Emmanuel will die at 9am, at the age of 19.
Everything we could
He lost almost four litres of blood between his chest and abdomen and our available resources could not have sustained him more than they did.
We did everything we could, I say to myself. And that's it: there was nothing else we could have done. No one is at fault except whoever pulled the trigger.
Emmanuel’s mum, sister and cousin arrive at the emergency room. They don't know anything. I explain what happened.
We are so sorry, unfortunately, there was nothing more we could do.
The desperation of the mother is the final blow to that wall inside me that had probably already started to crumble a few weeks earlier.
The surgeon in my head suddenly switches to the man, to the father of a newborn little girl who is safe at home in London.
Help us prepare for the next emergency
On the other side
I try to imagine what that woman is going through, after raising up her son for 19 years, living every milestone of his life, walking with him along his path and now, in one night, he is no longer there.
I can’t even imagine how much pain something like that can cause, but now I know what it means to be a parent and I face the terror of being on the other side.
Nana, the doctor in charge of the whole medical staff, is by my side. She feels my discomfort, and tells me that she will take care of it, to go ahead.
I have to go to the intensive care unit to see the other patients who’ve had surgery. We have to be ready to react to any complications, I say to myself. It’s our job.
But I feel like there is no way out this time. Next to the intensive care unit there is a small storage room. I slip inside, and let my wall break down for the first time.
I still don’t know if I feel ashamed about it or if I should feel ashamed that it didn’t happen way before, when similar situations happened in the past.
Desperation
Here in Haiti, there have been and there will be so many others like Emmanuel. During my time in Tabarre he is the fourth patient of that age we’ve lost to gunshot wounds.
The country is in a situation of incredible socio-political and economic instability, poverty and insecurity.
In my short time here, I have had numerous conversations about the violence people face here, and the fear caused by gangs. People have explained that in Tabarre, on every corner of the street, you can be kidnapped, robbed or murdered.
My colleagues talked to me about the desperation people face here, and the sense that there is no way out of it except by seeking a better life in the United States.

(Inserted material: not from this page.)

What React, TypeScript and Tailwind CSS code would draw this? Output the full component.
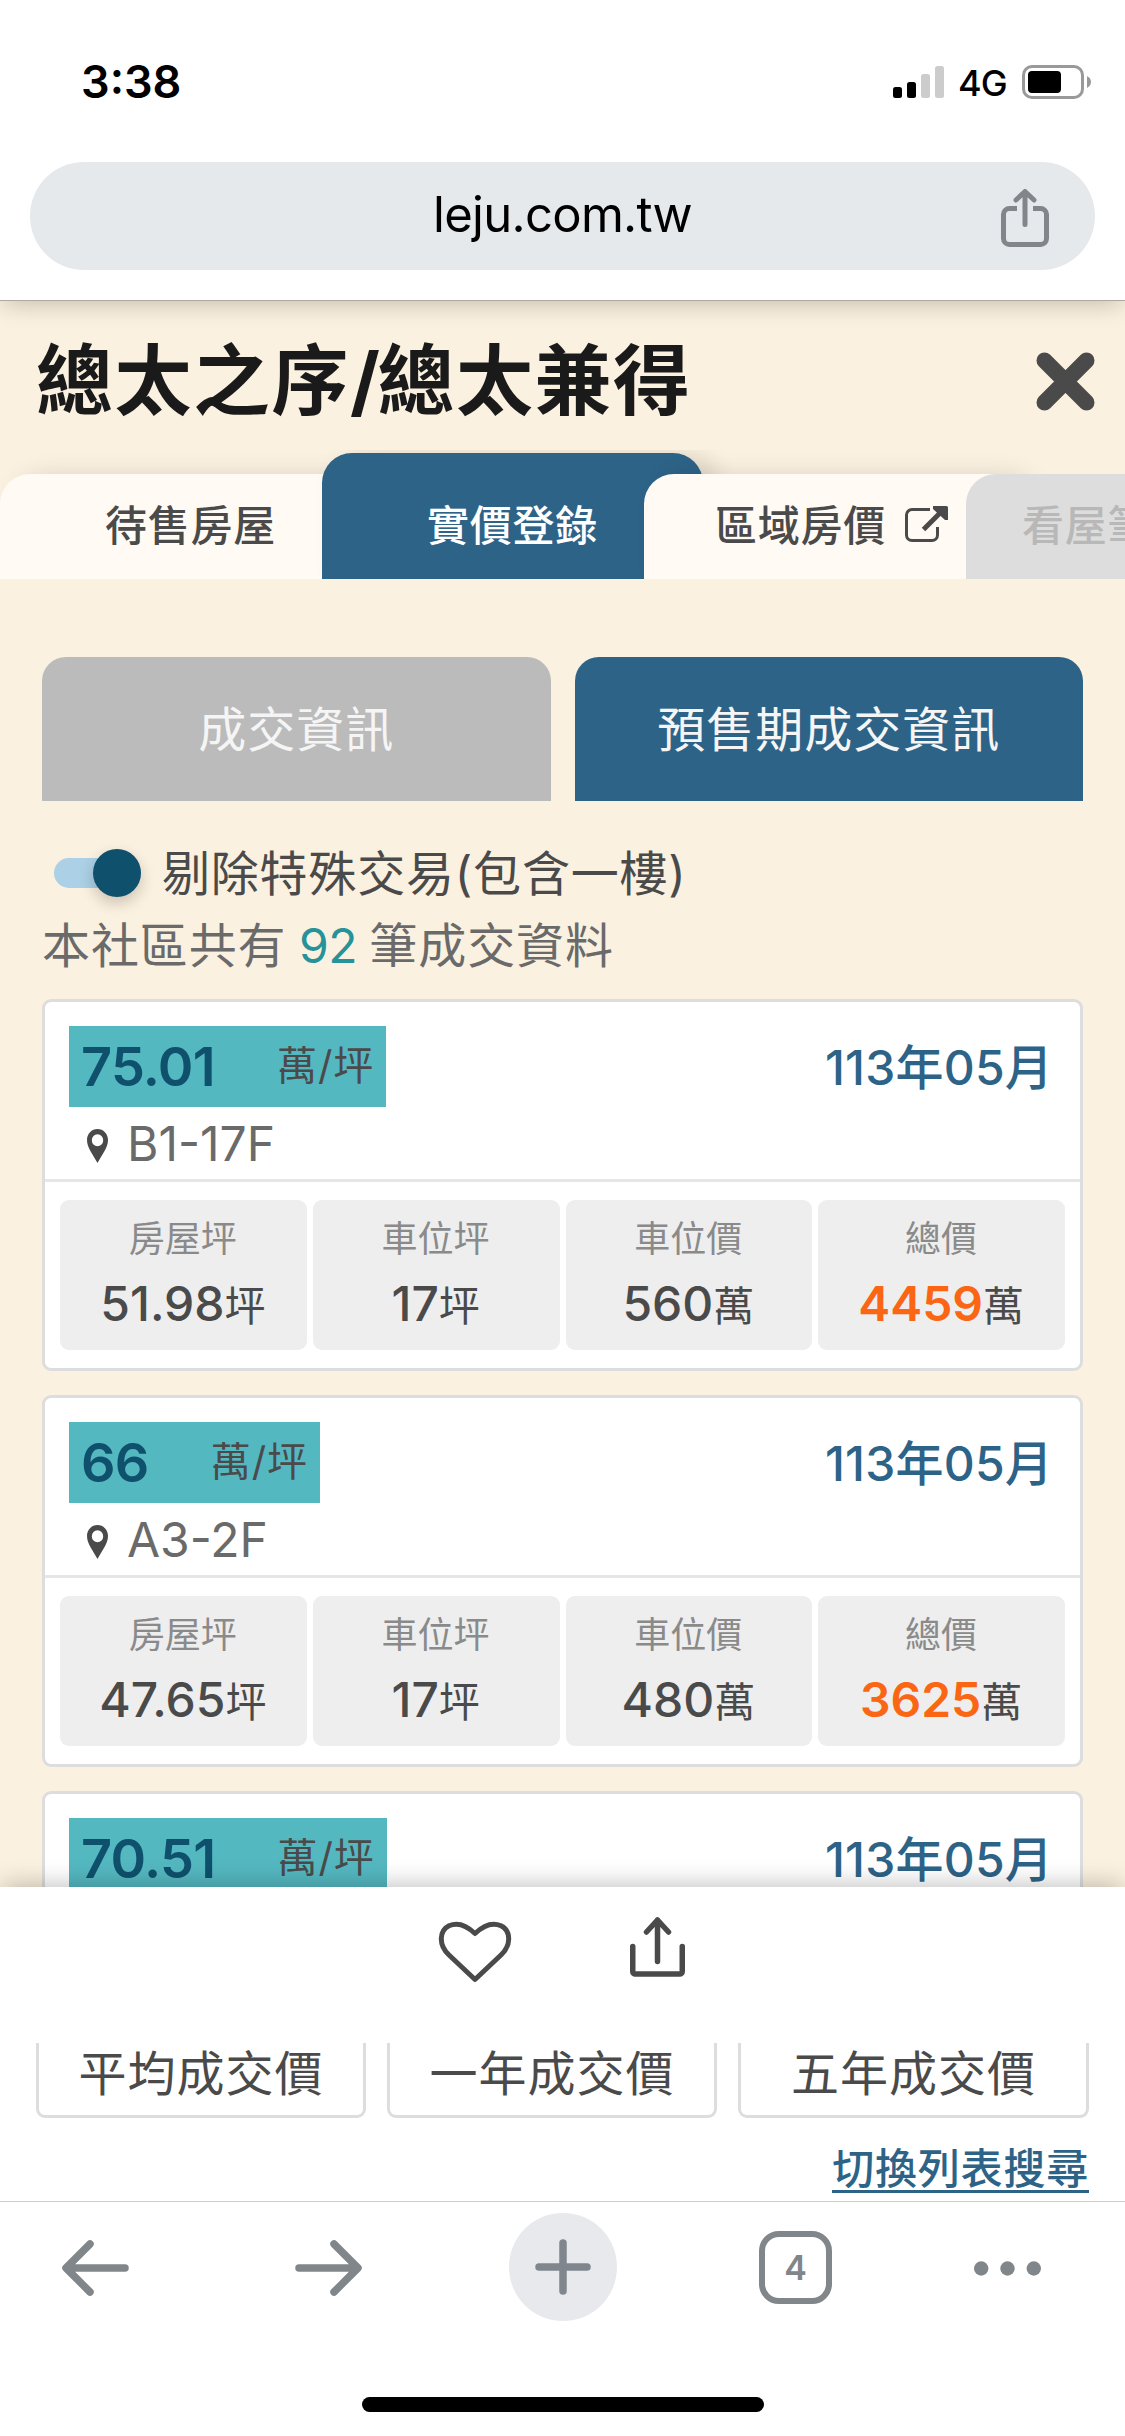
import React from 'react';

interface Deal {
  price: string;
  unit: string;
  date: string;
  floor?: string;
  cells: { label: string; value: string; suffix: string; hot?: boolean }[];
}

const deals: Deal[] = [
  {
    price: '75.01',
    unit: '萬/坪',
    date: '113年05月',
    floor: 'B1-17F',
    cells: [
      { label: '房屋坪', value: '51.98', suffix: '坪' },
      { label: '車位坪', value: '17', suffix: '坪' },
      { label: '車位價', value: '560', suffix: '萬' },
      { label: '總價', value: '4459', suffix: '萬', hot: true },
    ],
  },
  {
    price: '66',
    unit: '萬/坪',
    date: '113年05月',
    floor: 'A3-2F',
    cells: [
      { label: '房屋坪', value: '47.65', suffix: '坪' },
      { label: '車位坪', value: '17', suffix: '坪' },
      { label: '車位價', value: '480', suffix: '萬' },
      { label: '總價', value: '3625', suffix: '萬', hot: true },
    ],
  },
  {
    price: '70.51',
    unit: '萬/坪',
    date: '113年05月',
    cells: [],
  },
];

const StatusBar = () => (
  <div className="flex h-[162px] items-start justify-between pl-[81px] pr-[34px] pt-[54px] text-black">
    <span className="text-[45px] leading-[56px] font-semibold">3:38</span>
    <div className="flex h-[56px] items-center">
      <svg width="51" height="32" viewBox="0 0 51 32">
        <rect x="0" y="21" width="9" height="11" rx="2.5" />
        <rect x="14" y="16" width="9" height="16" rx="2.5" />
        <rect x="28" y="8" width="9" height="24" rx="2.5" fill="#ccc" />
        <rect x="42" y="0" width="9" height="32" rx="2.5" fill="#ccc" />
      </svg>
      <span className="ml-[14px] w-[49px] pt-[2px] text-[36px] leading-[56px] font-medium tracking-[-1px]">4G</span>
      <svg className="ml-[15px]" width="69" height="34" viewBox="0 0 69 34">
        <rect x="1.5" y="1.5" width="59" height="31" rx="8.5" fill="none" stroke="#999" strokeWidth="3" />
        <rect x="6" y="6" width="33" height="22" rx="4" />
        <path d="M65 11c2.600 1.400 4 3.400 4 6s-1.400 4.600-4 6z" fill="#999" />
      </svg>
    </div>
  </div>
);

const AddressBar = () => (
  <div className="mx-[30px] flex h-[108px] items-center rounded-full bg-[#e5e9ec]">
    <div className="w-[124px]"></div>
    <span className="flex-1 pb-[2px] text-center text-[49px] leading-[60px] tracking-[-0.7px] text-black">leju.com.tw</span>
    <div className="w-[124px] pl-[30px] pt-[3px]">
      <svg width="48" height="58" viewBox="0 0 48 58" fill="none" stroke="#80868a" strokeWidth="5">
        <path d="M16 19.500H8.500a6 6 0 0 0-6 6v24a6 6 0 0 0 6 6h31a6 6 0 0 0 6-6v-24a6 6 0 0 0-6-6H32" />
        <path d="M24 35.500V3M15 11l9-8.500 9 8.500" strokeLinecap="round" strokeLinejoin="round" />
      </svg>
    </div>
  </div>
);

const Tabs = () => (
  <div className="flex h-[129px] shrink-0 items-end overflow-hidden text-[42px] leading-[56px] font-medium tracking-[0.8px] text-[#4a4a4a]">
    <div className="flex h-[105px] w-[381px] shrink-0 items-center justify-center rounded-t-[30px] bg-[#fffaf3] pb-[2px] shadow-[14px_0_26px_-3px_rgba(0,0,0,0.14)]">
      待售房屋
    </div>
    <div className="-ml-[59px] flex h-[126px] w-[381px] shrink-0 items-center justify-center rounded-t-[30px] bg-[#2d6387] pt-[19px] text-white shadow-[14px_0_26px_-3px_rgba(0,0,0,0.14)]">
      實價登錄
    </div>
    <div className="-ml-[59px] flex h-[105px] w-[381px] shrink-0 items-center justify-center rounded-t-[30px] bg-[#fffaf3] pb-[2px] pr-[6px] shadow-[14px_0_26px_-3px_rgba(0,0,0,0.14)]">
      區域房價
      <svg className="mb-[5px] ml-[19px]" width="43" height="37" viewBox="0 0 43 37">
        <path d="M25 4.500H7a5.500 5.500 0 0 0-5.500 5.500v20A5.500 5.500 0 0 0 7 35.500h20a5.500 5.500 0 0 0 5.500-5.500V22" fill="none" stroke="#4a4a4a" strokeWidth="3" />
        <path d="M18.500 24.500L37 6" stroke="#4a4a4a" strokeWidth="5" />
        <path d="M28 1h13.500a1.500 1.500 0 0 1 1.500 1.500V15l-3 0L28 4z" fill="#4a4a4a" />
      </svg>
    </div>
    <div className="-ml-[59px] flex h-[105px] w-[381px] shrink-0 items-center rounded-t-[30px] bg-[#ddd] pb-[2px] pl-[56px] text-[#b8b8b8]">
      看屋筆記
    </div>
  </div>
);

const DealCard = ({ deal }: { deal: Deal }) => (
  <div className="h-[372px] shrink-0 rounded-[9px] border-[3px] border-[#ddd] bg-white">
    <div className="h-[180px] border-b-[3px] border-[#e5e6e8] pl-[24px] pr-[27px] pt-[24px]">
      <div className="flex items-start justify-between">
        <div className="flex h-[81px] items-center bg-[#54b8c1] pl-[12px] pr-[12px]">
          <span className="pt-[1px] text-[54px] leading-[80px] font-semibold tracking-[-0.7px] text-[#0f506c]">{deal.price}</span>
          <span className="ml-[62px] pb-[1px] text-[40px] leading-[60px] tracking-[1px] text-[#4a4a4a]">{deal.unit}</span>
        </div>
        <span className="pt-[4px] text-[48px] leading-[76px] font-medium tracking-[0.2px] text-[#2d6387]">{deal.date}</span>
      </div>
      {deal.floor && (
        <div className="flex h-[72px] items-center pl-[18px]">
          <svg className="mt-[6px]" width="21" height="34" viewBox="0 0 21 34">
            <path fillRule="evenodd" fill="#4a4a4a" d="M10.500 0C4.700 0 0 4.900 0 11c0 8 6 14.500 10.500 23C15 25.500 21 19 21 11 21 4.900 16.300 0 10.500 0zm0 5.200a5.700 6 0 1 1 0 12 5.700 6 0 1 1 0-12z" />
          </svg>
          <span className="ml-[19px] pt-[2px] text-[48px] leading-[60px] text-[#6a6a6a]">{deal.floor}</span>
        </div>
      )}
    </div>
    <div className="grid grid-cols-4 gap-[6px] px-[15px] pt-[18px]">
      {deal.cells.map((cell) => (
        <div key={cell.label} className="flex h-[150px] flex-col items-center rounded-[9px] bg-[#eee] pr-px pt-[14px] text-[#4a4a4a]">
          <span className="text-[36px] leading-[50px] text-[#8a8a8a]">{cell.label}</span>
          <div className="flex items-baseline pt-[8px]">
            <span className={cell.hot ? 'text-[48px] leading-[64px] font-semibold text-[#fa6614]' : 'text-[48px] leading-[64px] font-medium'}>
              {cell.value}
            </span>
            <span className="text-[41px] leading-[64px]">{cell.suffix}</span>
          </div>
        </div>
      ))}
    </div>
  </div>
);

const BottomSheet = () => (
  <div className="relative z-10 h-[315px] shrink-0 border-b border-[#ccc] bg-white shadow-[0_-4px_24px_-3px_rgba(0,0,0,0.27)]">
    <div className="flex h-[156px] items-start bg-white pl-[438px] pt-[30px]">
      <svg className="mt-[4px]" width="74" height="62" viewBox="0 0 74 62" fill="none" stroke="#4a4a4a" strokeWidth="5" strokeLinejoin="round">
        <path d="M37 58.500L11 34C0 23.500 1.500 9.500 11 4.800 20 .8 28 4 37 12.500 46 4 54 .8 63 4.800 72.500 9.500 74 23.500 63 34z" />
      </svg>
      <svg className="ml-[118px]" width="55" height="60" viewBox="0 0 55 60" fill="none" stroke="#4a4a4a" strokeWidth="5.500" strokeLinecap="round" strokeLinejoin="round">
        <path d="M2.750 29.500v25a2.500 2.500 0 0 0 2.500 2.500h44.500a2.500 2.500 0 0 0 2.500-2.500v-25" />
        <path d="M27.500 44.500V3M16.500 15l11-12 11 12" />
      </svg>
    </div>
    <div className="flex gap-[21px] px-[36px] text-[48px] leading-[62px] tracking-[1px] text-[#4a4a4a]">
      <div className="h-[75px] w-[330px] rounded-b-[9px] border-[3px] border-t-0 border-[#ddd] text-center">平均成交價</div>
      <div className="h-[75px] w-[330px] rounded-b-[9px] border-[3px] border-t-0 border-[#ddd] text-center">一年成交價</div>
      <div className="h-[75px] flex-1 rounded-b-[9px] border-[3px] border-t-0 border-[#ddd] text-center">五年成交價</div>
    </div>
    <div className="flex justify-end pr-[36px] pt-[20px]">
      <a className="h-[55px] border-b-[3px] border-[#2d6387] text-[42px] leading-[62px] font-medium tracking-[0.8px] text-[#2d6387]">切換列表搜尋</a>
    </div>
  </div>
);

const BrowserNav = () => (
  <div className="relative z-20 flex h-[234px] shrink-0 flex-col items-center bg-white pt-[11px]">
    <div className="flex h-[108px] w-full items-center">
      <svg className="ml-[62px] mt-px" width="67" height="56" viewBox="0 0 67 56" fill="none" stroke="#80868a" strokeWidth="7.500" strokeLinecap="round" strokeLinejoin="round">
        <path d="M63 28H5M28 4L4 28l24 24" />
      </svg>
      <svg className="ml-[166px] mt-px" width="67" height="56" viewBox="0 0 67 56" fill="none" stroke="#80868a" strokeWidth="7.500" strokeLinecap="round" strokeLinejoin="round">
        <path d="M4 28h58M39 4l24 24-24 24" />
      </svg>
      <div className="ml-[147px] flex size-[108px] items-center justify-center rounded-full bg-[#e8e9ed]">
        <svg width="56" height="56" viewBox="0 0 56 56" stroke="#80868e" strokeWidth="7.500" strokeLinecap="round">
          <path d="M4 28h48M28 4v48" />
        </svg>
      </div>
      <div className="ml-[142px] flex size-[73px] items-center justify-center rounded-[20px] border-[6.500px] border-[#80868a] pt-[2px] text-[34px] leading-[40px] font-semibold text-[#80868a]">
        4
      </div>
      <svg className="ml-[142px] mt-[2px]" width="67" height="15" viewBox="0 0 67 15" fill="#80868a">
        <circle cx="7.200" cy="7.500" r="7.200" />
        <circle cx="33.500" cy="7.500" r="7.200" />
        <circle cx="59.800" cy="7.500" r="7.200" />
      </svg>
    </div>
    <div className="mt-[76px] h-[15px] w-[402px] rounded-full bg-black"></div>
  </div>
);

const App = () => {
  return (
    <div className="flex h-[2436px] w-[1125px] flex-col overflow-hidden bg-[#fbf1e0] font-['Inter','Noto_Sans_CJK_TC',sans-serif]">
      <header className="relative z-10 h-[301px] shrink-0 border-b border-[#b0a99d] bg-white shadow-[0_4px_24px_-3px_rgba(0,0,0,0.25)]">
        <StatusBar />
        <AddressBar />
      </header>

      <main className="flex h-[1586px] shrink-0 flex-col overflow-hidden">
        <div className="flex h-[149px] shrink-0 items-start justify-between pl-[36px] pr-[30px] pt-[30px]">
          <h1 className="text-[77px] leading-[100px] font-bold tracking-[1.500px] text-[#1a1a1a]">
            總太之序<span className="tracking-[-2.500px]">/</span>總太兼得
          </h1>
          <svg className="mt-[21px]" width="59" height="59" viewBox="0 0 59 59" stroke="#4a4a4a" strokeWidth="16" strokeLinecap="round">
            <path d="M8.500 8.500l42 42M50.500 8.500l-42 42" />
          </svg>
        </div>
        <Tabs />

        <div className="mt-[78px] flex shrink-0 gap-[24px] px-[42px] text-[48px] leading-[60px] tracking-[1px] text-[#f5f5f5]">
          <div className="flex h-[144px] flex-1 items-center justify-center rounded-t-[24px] bg-[#bbb] pt-[2px]">成交資訊</div>
          <div className="flex h-[144px] flex-1 items-center justify-center rounded-t-[24px] bg-[#2d6387] pt-[2px]">預售期成交資訊</div>
        </div>

        <div className="mt-[36px] flex h-[72px] shrink-0 items-center pl-[54px]">
          <div className="flex h-[30px] w-[87px] items-center justify-end rounded-full bg-[#acd0e6]">
            <div className="size-[48px] shrink-0 rounded-full bg-[#0f506c] shadow-[0_6px_15px_rgba(0,0,0,0.2)]"></div>
          </div>
          <span className="ml-[21px] pt-[2px] text-[48px] leading-[60px] tracking-[0.8px] text-[#4a4a4a]">剔除特殊交易(包含一樓)</span>
        </div>
        <p className="h-[90px] shrink-0 pl-[42px] text-[48px] leading-[74px] tracking-[0.9px] [word-spacing:-2px] text-[#6a6a6a]">
          本社區共有 <span className="tracking-[-0.5px] text-[#26929a]">92</span> 筆成交資料
        </p>

        <div className="flex flex-col gap-[24px] px-[42px]">
          {deals.map((deal) => (
            <DealCard key={deal.price} deal={deal} />
          ))}
        </div>
      </main>

      <BottomSheet />
      <BrowserNav />
    </div>
  );
};

export default App;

There is a real need to raise and spread awareness of what people here are living through.
Remembering her smile as she left the hospital brings up my human frailty once more, but this time to make room for happiness and pride
Making room
This assignment has also brought so much joy and satisfaction for all the severely wounded who made it, for all the patients who thanked us when they left the hospital.
When the sadness flairs up, I look at the photo taken with Delphine the day before she was discharged.
Delphine is 16 years old and a bullet pierced her aorta – the main artery that carries blood from your heart. To remove that bullet without causing uncontrolled bleeding, Delphine needed major surgery.
But this time we saved her.
Remembering her smile as she left the hospital brings up my human frailty once more, but this time to make room for happiness and pride.
Yet, here in Haiti, it is only a matter of a few more days before the next drama.
Names have been changed. Top image shows a surgery team in Tabarre but is not the patient described in this post.